Chi ha pagato le conseguenze di tutto ciò? In primis i siriani, i libici e – in seconda analisi – noi. Mezzo milione di “rifugiati” sono sbarcati sulle nostre coste, migliaia di terroristi si sono infiltrati tra di essi, decine di attentati Isis in Europa, come mai era avvenuto in precedenza, specie in Francia e Germania.
Cosa abbiamo fatto, mentre tutto questo accadeva davanti ai nostri occhi? A parte allinearci ciecamente alla scelleratezza e la irresponsabilità americane, abbiamo sopperito al tratto mancante di quella che ribattezzeremmo “l’autostrada del Califfo” che – come detto – è vero che parte dall’Iraq ed arriva in Libia, ma non ha un ponte abbastanza lungo per arrivare fino in Europa: a costruirlo abbiamo pensato noi, con le navi della nostra Marina, offrendo vitto e alloggio.
In conclusione, finalmente si è voltato pagina: Donald Trump ha assunto la presidenza degli Stati Uniti d’America.
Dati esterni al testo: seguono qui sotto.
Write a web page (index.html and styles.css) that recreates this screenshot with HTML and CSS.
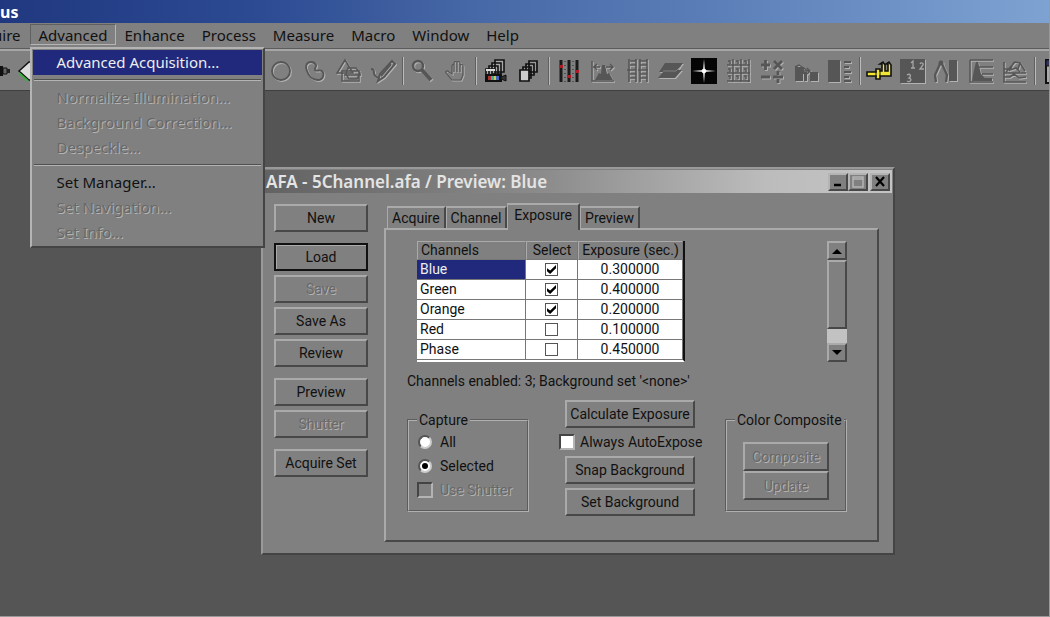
FILE: index.html
```html
<!DOCTYPE html>
<html lang="en">
<head>
<meta charset="utf-8">
<title>Image analysis - Advanced Acquisition</title>
<link rel="stylesheet" href="styles.css">
</head>
<body>
<div class="app">
  <header class="app-title">us</header>
  <nav class="menubar">
    <button class="menu cut">uire</button>
    <div class="menu-holder">
      <button class="menu open">Advanced</button>
      <div class="popup">
        <button class="item active">Advanced Acquisition...</button>
        <hr>
        <button class="item" disabled>Normalize Illumination...</button>
        <button class="item" disabled>Background Correction...</button>
        <button class="item" disabled>Despeckle...</button>
        <hr>
        <button class="item">Set Manager...</button>
        <button class="item" disabled>Set Navigation...</button>
        <button class="item" disabled>Set Info...</button>
      </div>
    </div>
    <button class="menu">Enhance</button>
    <button class="menu">Process</button>
    <button class="menu">Measure</button>
    <button class="menu">Macro</button>
    <button class="menu">Window</button>
    <button class="menu">Help</button>
  </nav>

  <div class="toolbar">
    <div class="tools-left">
      <svg class="plug" viewBox="0 0 12 26"><path d="M0 8h3v10H0z" fill="#111"/><path d="M3 10h4v6H3z" fill="#666" stroke="#111"/><path d="M7 11h3v4H7z" fill="#222"/></svg>
      <svg class="wedge" viewBox="0 0 26 26"><path d="M2 13L12 4h12v18H12z" fill="#ddd" stroke="#111" stroke-width="1.5"/><path d="M2 15l9 8" stroke="#3fae3f" stroke-width="2"/></svg>
    </div>
    <button class="tool off" aria-label="Ellipse"><svg viewBox="0 0 26 26"><circle cx="13" cy="13" r="9" fill="none" stroke="currentColor" stroke-width="1.8"/></svg></button>
    <button class="tool off" aria-label="Freeform"><svg viewBox="0 0 26 26"><path d="M9 4c-5 0-6 5-4 9 2 6 6 9 11 9 5 0 7-6 4-9-3-2-5 1-7-1-1-2 2-3 1-5-1-2-2-3-5-3z" fill="none" stroke="currentColor" stroke-width="1.8"/></svg></button>
    <button class="tool off" aria-label="Shapes"><svg viewBox="0 0 26 26"><path d="M9 2L1 15h16zM6 13h17v10H6z M8 17h17M12 10h8l4 5-3 6h-8l-3-5z" fill="none" stroke="currentColor" stroke-width="1.5"/></svg></button>
    <button class="tool off" aria-label="Brush"><svg viewBox="0 0 26 26"><path d="M22 3l3 3-11 13-6 4 2-7z" fill="none" stroke="currentColor" stroke-width="2"/><path d="M21 6L11 18M1 11c3 0 3 2 3 4s1 3 4 5" stroke="currentColor" stroke-width="2" fill="none"/></svg></button>
    <span class="sep"></span>
    <button class="tool off" aria-label="Zoom"><svg viewBox="0 0 26 26"><circle cx="9" cy="8" r="5" fill="none" stroke="currentColor" stroke-width="2.400"/><path d="M13 12l9 10" stroke="currentColor" stroke-width="4"/></svg></button>
    <button class="tool off" aria-label="Pan"><svg viewBox="0 0 26 26"><path d="M9 22l-6-7c-1-2 1-3 3-1l3 2V8c0-2 2-2 2 0V5c0-2 3-2 3 0 0-2 3-2 3 0v3c0-2 3-2 3 0v9l-2 5zM11 8v6M14 5v9M17 7v7" fill="none" stroke="currentColor" stroke-width="1.2"/></svg></button>
    <span class="sep"></span>
    <button class="tool" aria-label="Capture sequence"><svg viewBox="0 0 26 26"><g fill="#aaa" stroke="#111" stroke-width="1.6"><path d="M13 2h9v12h-9zM10 5h9v11h-9zM7 8h9v10H7zM4 11h9v8H4z"/></g><path d="M4 12h9" stroke="#ddd" stroke-width="2"/><path d="M3 16h17v8H3z" fill="#111"/><path d="M19 19l5-2v6l-5-2z" fill="#333" stroke="#111"/><path d="M6 18h3v4H6z" fill="#a33"/><path d="M9 18h3v4H9z" fill="#4a9"/><path d="M12 18h2v4h-2z" fill="#cc5"/><path d="M14 18h3v4h-3z" fill="#46b"/></svg></button>
    <button class="tool" aria-label="Sequence"><svg viewBox="0 0 26 26"><g fill="#999" stroke="#111" stroke-width="1.7"><path d="M13 3h8v11h-8zM10 6h8v11h-8zM7 9h8v11H7z"/><path d="M4 12h9v11H4z" fill="#ccc"/></g></svg></button>
    <span class="sep"></span>
    <button class="tool" aria-label="Contrast"><svg viewBox="0 0 26 26"><path d="M6 2v22M14 2v22M22 2v22" stroke="#1a1a1a" stroke-width="3"/><path d="M10 3v21M18 3v21" stroke="#444" stroke-width="1.5" stroke-dasharray="1 3"/><path d="M4 7h4v3H4zM12 17h4v3h-4zM20 12h4v3h-4z" fill="#b01c24"/></svg></button>
    <button class="tool off" aria-label="Histogram"><svg viewBox="0 0 26 26"><path d="M3 3v20h22" fill="none" stroke="currentColor" stroke-width="1.5"/><path d="M6 22l4-7 2 1 1-9h3l2 9 2-1 4 7z" fill="currentColor"/><path d="M4 9h7M8 6L5 9l3 3M17 9h7M21 6l3 3-3 3" stroke="currentColor" stroke-width="1.5" fill="none"/></svg></button>
    <button class="tool off" aria-label="Lookup table"><svg viewBox="0 0 26 26"><path d="M6 1v23M13 1v23M17 1v23M24 1v23" stroke="currentColor" stroke-width="1.6"/><path d="M7 3h6M7 7h6M4 12h9M7 16h6M7 20h6M17 3h7M17 7h7M15 12h10M17 16h7M17 20h7" stroke="currentColor" stroke-width="1.600"/></svg></button>
    <button class="tool off" aria-label="Layers"><svg viewBox="0 0 26 26"><path d="M8 5h18l-5 7h4l-7 8H1l5-6H2z" fill="currentColor"/><path d="M6 13h13l4-4" stroke="#808080" fill="none"/></svg></button>
    <button class="tool" aria-label="Fourier transform"><svg viewBox="0 0 26 26"><path d="M0 0h26v26H0z" fill="#050505"/><path d="M13 1l1 11 11 1-11 1-1 11-1-11-11-1 11-1z" fill="#ddd"/><circle cx="13" cy="13" r="2.3" fill="#fff"/></svg></button>
    <button class="tool off" aria-label="Filter kernel"><svg viewBox="0 0 26 26"><path d="M2 7h23M2 15h23M2 23h23M8 1v23M16 1v23M24 1v23" stroke="currentColor" stroke-width="1.500"/><path d="M3 3h2v3M11 3h2v3M19 3h2v3M3 11h2v3M11 11h2v3M19 11h2v3M3 18h2v3M11 18h2v3M19 18h2v3" fill="none" stroke="currentColor" stroke-width="1.500"/></svg></button>
    <button class="tool off" aria-label="Arithmetic"><svg viewBox="0 0 26 26"><path d="M2 7h9M6.500 2v10M15 3l8 8M23 3l-8 8M2 19h9M14 19h10M19 13v4M19 21v4" stroke="currentColor" stroke-width="2.800"/></svg></button>
    <button class="tool off" aria-label="Align"><svg viewBox="0 0 26 26"><path d="M2 9h9v5h3v9h-3v-7h-1v7H2zM17 14h8v9h-8z" fill="currentColor"/><path d="M2 9l4-2 9 6M11 13h6M14 10l3 3-3 3" stroke="currentColor" stroke-width="1.5" fill="none"/></svg></button>
    <button class="tool off" aria-label="Calibration"><svg viewBox="0 0 26 26"><path d="M1 2h12v22H1zM17 3h7v2h-7zM17 8h5v2h-5zM17 13h7v2h-7zM17 18h5v2h-5zM17 22h7v2h-7z" fill="currentColor"/></svg></button>
    <span class="sep"></span>
    <button class="tool" aria-label="Measurements"><svg viewBox="0 0 26 26"><path d="M1 14h9v-3h4v2h2V6h-2l3-2 2 3v6h3V6h-2l3-2 2 3v11H14v3h-4v-3H1z" fill="#f2e635" stroke="#111" stroke-width="1.600"/><path d="M10 13v6M14 13v5" stroke="#111"/></svg></button>
    <button class="tool off" aria-label="Count"><svg viewBox="0 0 26 26"><path d="M0 1h25v24H0z" fill="currentColor"/><g fill="none" stroke="#a6a6a6" stroke-width="1.300"><path d="M11 5l2-2v7M11 10h4M20 6c1-2 4-1 3 1l-3 4h4M7 17c3-2 5 1 2 3 4 1 1 5-2 3"/></g></svg></button>
    <button class="tool off" aria-label="Compass"><svg viewBox="0 0 26 26"><circle cx="7" cy="5" r="2.500" fill="currentColor"/><path d="M6 6L1 17l1 7M8 6l5 11-1 7" stroke="currentColor" stroke-width="2.300" fill="none"/><path d="M15 2h8v21h-8z" fill="currentColor"/></svg></button>
    <button class="tool off" aria-label="Line profile"><svg viewBox="0 0 26 26"><path d="M2 2v22h23M2 2h23M11 9h14M14 16h11" fill="none" stroke="currentColor" stroke-width="1.500"/><path d="M4 23l2-11 2-8h2l3 12 4 4h7v3z" fill="currentColor"/></svg></button>
    <button class="tool off" aria-label="Surface plot"><svg viewBox="0 0 26 26"><path d="M2 4v20h22M2 11h5M2 15h22M2 19h6l4-3 5 4 7-1M4 14l9-10 5 1 5 8M12 4l-4 8 6-2 4 4M18 5l-2 6" fill="none" stroke="currentColor" stroke-width="1.600"/></svg></button>
    <span class="sep"></span>
    <button class="tool" aria-label="Data table"><svg viewBox="0 0 26 26"><path d="M5 2h20v23H5z" fill="#aaa" stroke="#111" stroke-width="2"/><path d="M5 2h20v6H5z" fill="#336" stroke="#111"/></svg></button>
  </div>

  <main class="workspace">
    <section class="dialog">
      <header class="dialog-title">
        <h1>AFA - 5Channel.afa / Preview: Blue</h1>
        <div class="window-buttons">
          <button class="wb" aria-label="Minimize"><svg viewBox="0 0 14 12"><path d="M3 9h7" stroke="#000" stroke-width="2.500"/></svg></button>
          <button class="wb" aria-label="Maximize" disabled><svg viewBox="0 0 14 12"><path d="M2 1h10v10H2zM2 3h10" fill="none" stroke="#b4b4b4" stroke-width="1.500"/></svg></button>
          <button class="wb close" aria-label="Close"><svg viewBox="0 0 14 12"><path d="M3 1l8 9M11 1l-8 9" stroke="#000" stroke-width="2.200"/></svg></button>
        </div>
      </header>
      <div class="dialog-body">
        <div class="side">
          <div class="stack"><button class="btn">New</button></div>
          <div class="stack">
            <button class="btn default">Load</button>
            <button class="btn" disabled>Save</button>
            <button class="btn">Save As</button>
            <button class="btn">Review</button>
          </div>
          <div class="stack">
            <button class="btn">Preview</button>
            <button class="btn" disabled>Shutter</button>
          </div>
          <div class="stack"><button class="btn">Acquire Set</button></div>
        </div>

        <div class="tabs">
          <div class="tab-row" role="tablist">
            <button class="tab" role="tab">Acquire</button>
            <button class="tab" role="tab">Channel</button>
            <button class="tab current" role="tab" aria-selected="true">Exposure</button>
            <button class="tab" role="tab">Preview</button>
          </div>
          <div class="panel">
            <div class="grid-row">
              <table class="channels">
                <thead><tr><th class="name">Channels</th><th class="pick">Select</th><th class="value">Exposure (sec.)</th></tr></thead>
                <tbody>
                  <tr><td class="name chosen">Blue</td><td class="pick"><input type="checkbox" class="tick" aria-label="Blue" checked></td><td class="value">0.300000</td></tr>
                  <tr><td class="name">Green</td><td class="pick"><input type="checkbox" class="tick" aria-label="Green" checked></td><td class="value">0.400000</td></tr>
                  <tr><td class="name">Orange</td><td class="pick"><input type="checkbox" class="tick" aria-label="Orange" checked></td><td class="value">0.200000</td></tr>
                  <tr><td class="name">Red</td><td class="pick"><input type="checkbox" class="tick" aria-label="Red"></td><td class="value">0.100000</td></tr>
                  <tr><td class="name">Phase</td><td class="pick"><input type="checkbox" class="tick" aria-label="Phase"></td><td class="value">0.450000</td></tr>
                </tbody>
              </table>
              <div class="scroll">
                <button class="arrow" aria-label="Scroll up"><svg viewBox="0 0 10 6"><path d="M0 6l5-5 5 5z"/></svg></button>
                <div class="thumb"></div>
                <div class="track"></div>
                <button class="arrow" aria-label="Scroll down"><svg viewBox="0 0 10 6"><path d="M0 0l5 5 5-5z"/></svg></button>
              </div>
            </div>
            <p class="status">Channels enabled: 3; Background set '&lt;none&gt;'</p>
            <div class="controls">
              <fieldset class="group capture">
                <legend>Capture</legend>
                <label class="choice"><input type="radio" name="capture" class="dot"><span>All</span></label>
                <label class="choice"><input type="radio" name="capture" class="dot" checked><span>Selected</span></label>
                <label class="choice dim"><input type="checkbox" class="box" disabled><span>Use Shutter</span></label>
              </fieldset>
              <div class="actions">
                <button class="btn">Calculate Exposure</button>
                <label class="auto"><input type="checkbox" class="box"><span>Always AutoExpose</span></label>
                <button class="btn">Snap Background</button>
                <button class="btn">Set Background</button>
              </div>
              <fieldset class="group composite">
                <legend>Color Composite</legend>
                <button class="btn" disabled>Composite</button>
                <button class="btn" disabled>Update</button>
              </fieldset>
            </div>
          </div>
        </div>
      </div>
    </section>
  </main>
</div>
</body>
</html>
```
FILE: styles.css
```css
:root {
  --face: #808080;
  --light: #b4b4b4;
  --dark: #484848;
  --navy: #20297c;
}

* { box-sizing: border-box; }

body {
  margin: 0;
  overflow: hidden;
  background: #555;
  color: #111;
  font: 15px/20px "Noto Sans", "Open Sans", sans-serif;
  white-space: nowrap;
}

button {
  margin: 0;
  padding: 0;
  border: 0;
  border-radius: 0;
  background: var(--face);
  color: inherit;
  font: inherit;
}

svg { display: block; }

.app {
  display: flex;
  flex-direction: column;
  height: 100vh;
  border-right: 1px solid #999;
  border-bottom: 1px solid #999;
}

.app-title {
  height: 23px;
  padding-top: 2px;
  color: #fff;
  font-size: 16px;
  font-weight: 700;
  background: linear-gradient(90deg, #20387f 0%, #2c4b93 25%, #4768a6 45%, #5a7db7 67%, #7ea3d2 100%);
}

/* Menu bar */
.menubar {
  display: flex;
  align-items: flex-start;
  gap: 1px;
  height: 26px;
  padding-top: 1px;
  background: var(--face);
  border-bottom: 1px solid #5c5c5c;
}

.menu { height: 21px; padding: 0 8px; line-height: 20px; }
.menu.cut { margin-left: -15px; }
.menu-holder { position: relative; }
.menu.open {
  border: 1px solid;
  border-color: #606060 var(--light) var(--light) #606060;
  padding: 0 7px 0 8px;
}

.popup {
  position: absolute;
  z-index: 5;
  top: 23px;
  left: 0;
  width: 235px;
  padding: 1px;
  background: var(--face);
  border: 2px solid;
  border-color: var(--light) #444 #444 var(--light);
}

.item {
  display: block;
  width: 100%;
  height: 25px;
  padding: 0 0 2px 24px;
  text-align: left;
}
.item.active { background: var(--navy); color: #eee; }
.popup hr {
  height: 2px;
  margin: 4px 1px;
  border: 0;
  border-top: 1px solid #505050;
  border-bottom: 1px solid var(--light);
}

button:disabled, .dim {
  color: #686868;
  text-shadow: 1px 1px 0 #b4b4b4;
}

/* Toolbar */
.toolbar {
  display: flex;
  align-items: center;
  height: 42px;
  overflow: hidden;
  background: var(--face);
  border-top: 2px solid #a6a6a6;
  border-bottom: 1px solid #404040;
}
.tools-left { display: flex; flex: 0 0 264px; gap: 5px; }
.tools-left svg { height: 26px; }
.plug { width: 12px; }
.wedge { width: 26px; }
.tool { flex: 0 0 34px; padding: 0 4px; }
.tool svg { width: 26px; height: 26px; }
.tool.off { color: #565656; }
.tool.off svg { filter: drop-shadow(1px 1px 0 #b2b2b2); }
.sep {
  flex: 0 0 2px;
  height: 28px;
  margin: 0 1px 0 2px;
  border-left: 1px solid #606060;
  border-right: 1px solid #bbb;
}

/* Dialog window */
.workspace { position: relative; flex: 1; background: #555; }

.dialog {
  position: absolute;
  top: 76px;
  left: 261px;
  width: 634px;
  padding: 1px;
  background: var(--face);
  border: 2px solid;
  border-color: #999 #444 #444 #999;
  font: 14px/20px "Roboto", "Liberation Sans", sans-serif;
}

.dialog-title {
  display: flex;
  align-items: center;
  justify-content: space-between;
  height: 23px;
  padding: 0 2px;
  background: linear-gradient(90deg, #626262, #8c8c8c 45%, #bcbcbc 80%, #c4c4c4);
}
.dialog-title h1 {
  margin: 0;
  color: #e4e4e4;
  font: 600 17px/22px "Noto Sans", "Open Sans", sans-serif;
}
.window-buttons { display: flex; }
.wb {
  display: grid;
  place-items: center;
  width: 20px;
  height: 18px;
  border: 2px solid;
  border-color: var(--light) var(--dark) var(--dark) var(--light);
}
.wb svg { width: 14px; height: 12px; }
.wb.close { margin-left: 2px; }

.dialog-body { display: flex; gap: 16px; padding: 11px 13px 10px 10px; }

.side { display: flex; flex-direction: column; gap: 11px; width: 94px; }
.stack { display: flex; flex-direction: column; gap: 4px; }

.btn {
  height: 28px;
  border: 2px solid;
  border-color: #aaa var(--dark) var(--dark) #aaa;
}
.btn.default { border-color: #111; box-shadow: inset 1px 1px #aaa; }

.tabs { flex: 1; }
.tab-row { display: flex; align-items: flex-end; height: 24px; padding-left: 3px; }
.tab {
  height: 22px;
  padding: 0 4px;
  border: solid;
  border-width: 2px 2px 0 1px;
  border-color: #aaa var(--dark) #aaa #aaa;
}
.tab.current { height: 27px; margin-bottom: -2px; padding: 0 6px 5px; }

.panel {
  padding: 11px 30px 24px 21px;
  border: 2px solid;
  border-color: #aaa var(--dark) var(--dark) #aaa;
}

.grid-row { display: flex; justify-content: space-between; padding-left: 10px; }

.channels {
  border-collapse: separate;
  border-spacing: 0;
  border-right: 2px solid #111;
  border-bottom: 2px solid #fff;
}
.channels th, .channels td {
  height: 20px;
  padding: 0 3px;
  border-right: 1px solid #777;
  border-bottom: 1px solid #777;
  font-weight: 400;
  line-height: 19px;
  text-align: center;
}
.channels th { height: 19px; line-height: 17px; background: var(--face); border-top: 1px solid #aaa; border-left: 1px solid #aaa; }
.channels td { background: #fff; }
.channels .name { width: 109px; text-align: left; }
.channels .pick { width: 52px; }
.channels .value { width: 105px; }
.channels .chosen { background: var(--navy); color: #eee; }

.tick, .box, .dot { appearance: none; margin: 0; display: grid; place-items: center; flex: none; }
.tick { width: 13px; height: 13px; margin: 0 auto; background: #fff; border: 1px solid #555; }
.tick:checked::before {
  content: "";
  width: 9px;
  height: 9px;
  background: #000;
  clip-path: polygon(0 35%, 35% 60%, 100% 0, 100% 35%, 35% 100%, 0 70%);
}
.box {
  width: 16px;
  height: 16px;
  background: #fff;
  border: 2px solid;
  border-color: #444 var(--light) var(--light) #444;
}
.box:disabled { background: var(--face); }
.dot {
  width: 14px;
  height: 14px;
  border: 2px solid;
  border-color: #555 #ccc #ccc #555;
  border-radius: 50%;
  background: #fff;
}
.dot:checked::before { content: ""; width: 6px; height: 6px; border-radius: 50%; background: #000; }

.scroll { display: flex; flex-direction: column; width: 20px; }
.arrow {
  display: grid;
  place-items: center;
  height: 19px;
  border: 2px solid;
  border-color: #aaa var(--dark) var(--dark) #aaa;
}
.arrow svg { width: 10px; height: 6px; }
.thumb {
  flex: 1;
  border: 2px solid;
  border-color: #aaa var(--dark) var(--dark) #aaa;
}
.track { height: 14px; background: #c2c2c2; }

.status { margin: 9px 0; }

.controls { display: flex; justify-content: space-between; align-items: flex-start; }

.group {
  min-width: 0;
  margin: 10px 0 0;
  padding: 0 8px;
  border: 2px groove #b0b0b0;
}
.group legend { padding: 0 2px; }
.capture { width: 122px; padding-bottom: 8px; }
.choice { display: flex; align-items: center; gap: 7px; height: 24px; }
.capture .dot { margin: 0 1px; }

.actions { display: flex; flex-direction: column; gap: 4px; width: 136px; }
.actions .btn { margin-left: 6px; }
.auto { display: flex; align-items: center; gap: 5px; height: 20px; }

.composite { width: 122px; padding: 12px 8px 10px; }
.composite .btn { display: block; width: 86px; height: 29px; margin: 0 auto; }
```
Tante sono le aspettative su di lui, sulle politiche che intenderà mettere in atto nei prossimi anni e che si pongono in forte discontinuità rispetto al passato. Già nel suo discorso inaugurale ha lasciato intendere che molte cose cambieranno, specie in politica estera. Ma chi crede che la storia degli Obama finisca qui, sbaglia.
Nelle scorse elezioni i politici del “sistema” hanno tentato di sconfiggere chi si proponeva di lottare contro l’establishment, candidando una donna, Hillary Clinton, e facendo leva sul solito sensazionalismo irrazionale “radical chic”, al grido di “vote for me because I am a woman” (votate per me perché sono una donna), ma l’impresa non è riuscita.
È ipotizzabile che la prossima volta rincareranno la dose, magari candidando un’altra donna, stavolta afro-americana: cominciate a pensare a Michelle Obama candidata alla Casa Bianca, con Barack sul palco con lei, come Bill era con Hillary il 20 gennaio.